## SUPPLIED INFORMATION
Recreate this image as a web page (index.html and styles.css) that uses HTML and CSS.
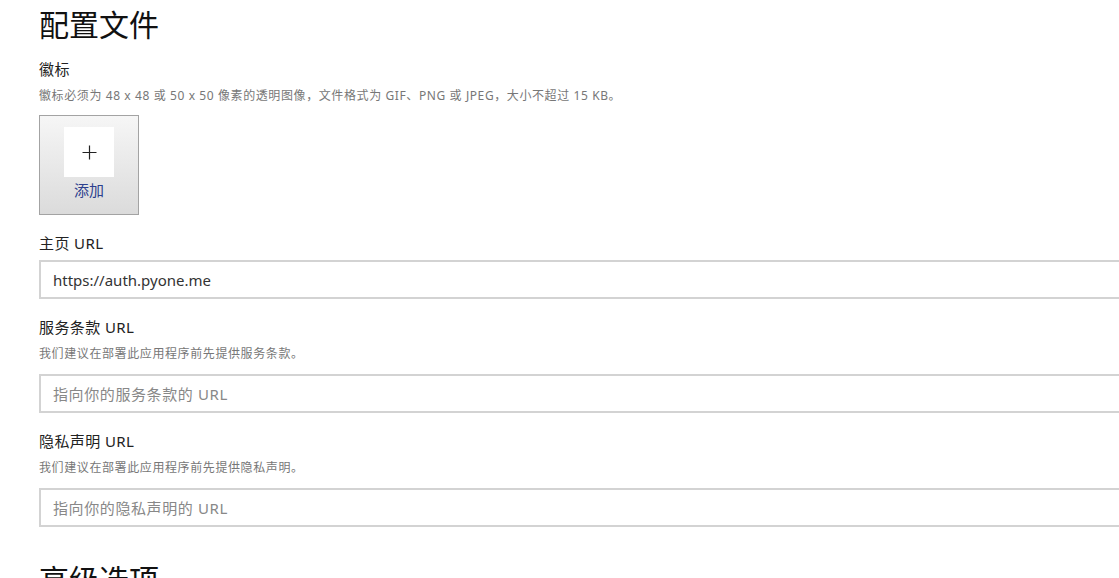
FILE: index.html
```html
<!DOCTYPE html>
<html lang="zh-CN">
<head>
    <meta charset="UTF-8">
    <title>配置文件</title>
    <link rel="stylesheet" href="styles.css">
</head>
<body>
    <div class="page">
        <h1 class="section-title">配置文件</h1>

        <div class="field">
            <div class="field-label">徽标</div>
            <div class="field-hint">徽标必须为 48 x 48 或 50 x 50 像素的透明图像，文件格式为 GIF、PNG 或 JPEG，大小不超过 15 KB。</div>
            <button type="button" class="logo-btn">
                <span class="logo-slot">
                    <svg width="15" height="15" viewBox="0 0 15 15">
                        <path d="M7.5 0.5V14.5M0.5 7.5H14.5" stroke="#222" stroke-width="1.2" fill="none"/>
                    </svg>
                </span>
                <span class="logo-text">添加</span>
            </button>
        </div>

        <div class="field">
            <label class="field-label" for="home">主页 URL</label>
            <input class="url-input" type="text" id="home" value="https://auth.pyone.me">
        </div>

        <div class="field">
            <label class="field-label" for="terms">服务条款 URL</label>
            <div class="field-hint">我们建议在部署此应用程序前先提供服务条款。</div>
            <input class="url-input" type="text" id="terms" placeholder="指向你的服务条款的 URL">
        </div>

        <div class="field">
            <label class="field-label" for="privacy">隐私声明 URL</label>
            <div class="field-hint">我们建议在部署此应用程序前先提供隐私声明。</div>
            <input class="url-input" type="text" id="privacy" placeholder="指向你的隐私声明的 URL">
        </div>

        <h2 class="section-title advanced">高级选项</h2>
    </div>
</body>
</html>
```

FILE: styles.css
```css
/* Page base */
body {
    margin: 0;
    padding: 0;
    background: #fff;
    color: #1a1a1a;
    font-family: "Segoe UI", "Noto Sans", "Noto Sans CJK SC", sans-serif;
    overflow: hidden;
}

.page {
    padding: 7px 0 0 39px;
    width: 1200px;
}

/* Headings */
.section-title {
    margin: 0;
    font-size: 30px;
    line-height: 36px;
    font-weight: normal;
    color: #111;
}

.section-title.advanced {
    margin-top: 35px;
}

/* Fields */
.field {
    display: flex;
    flex-direction: column;
    align-items: flex-start;
    margin-top: 16px;
}

.field + .field {
    margin-top: 18px;
}

.field-label {
    font-size: 15px;
    line-height: 20px;
    letter-spacing: 0.4px;
    color: #222;
}

.field-hint {
    margin-top: 8px;
    font-size: 12px;
    line-height: 18px;
    letter-spacing: 0.6px;
    color: #777;
}

/* Logo picker */
.logo-btn {
    margin-top: 10px;
    width: 100px;
    height: 100px;
    padding: 11px 0 0;
    border: 1px solid #a3a3a3;
    background: linear-gradient(#f6f6f6, #dbdbdb);
    display: flex;
    flex-direction: column;
    align-items: center;
    font-family: inherit;
    cursor: pointer;
}

.logo-slot {
    width: 50px;
    height: 50px;
    background: #fff;
    display: flex;
    align-items: center;
    justify-content: center;
}

.logo-text {
    margin-top: 3px;
    font-size: 15px;
    line-height: 20px;
    color: #2d3f8e;
}

/* URL inputs */
.url-input {
    box-sizing: border-box;
    margin-top: 7px;
    width: 1110px;
    height: 39px;
    padding: 0 12px;
    border: 2px solid #d3d3d3;
    font-family: inherit;
    font-size: 15px;
    color: #333;
    outline: none;
}

.field-hint + .url-input {
    margin-top: 11px;
}

.url-input::placeholder {
    color: #888;
    letter-spacing: 0.6px;
}
```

## PROBLEM TO SOLVE
Which lines above hold the word "styles"? Copy each of them.

## SOLUTION
Recreate this image as a web page (index.html and styles.css) that uses HTML and CSS.
    <link rel="stylesheet" href="styles.css">
FILE: styles.css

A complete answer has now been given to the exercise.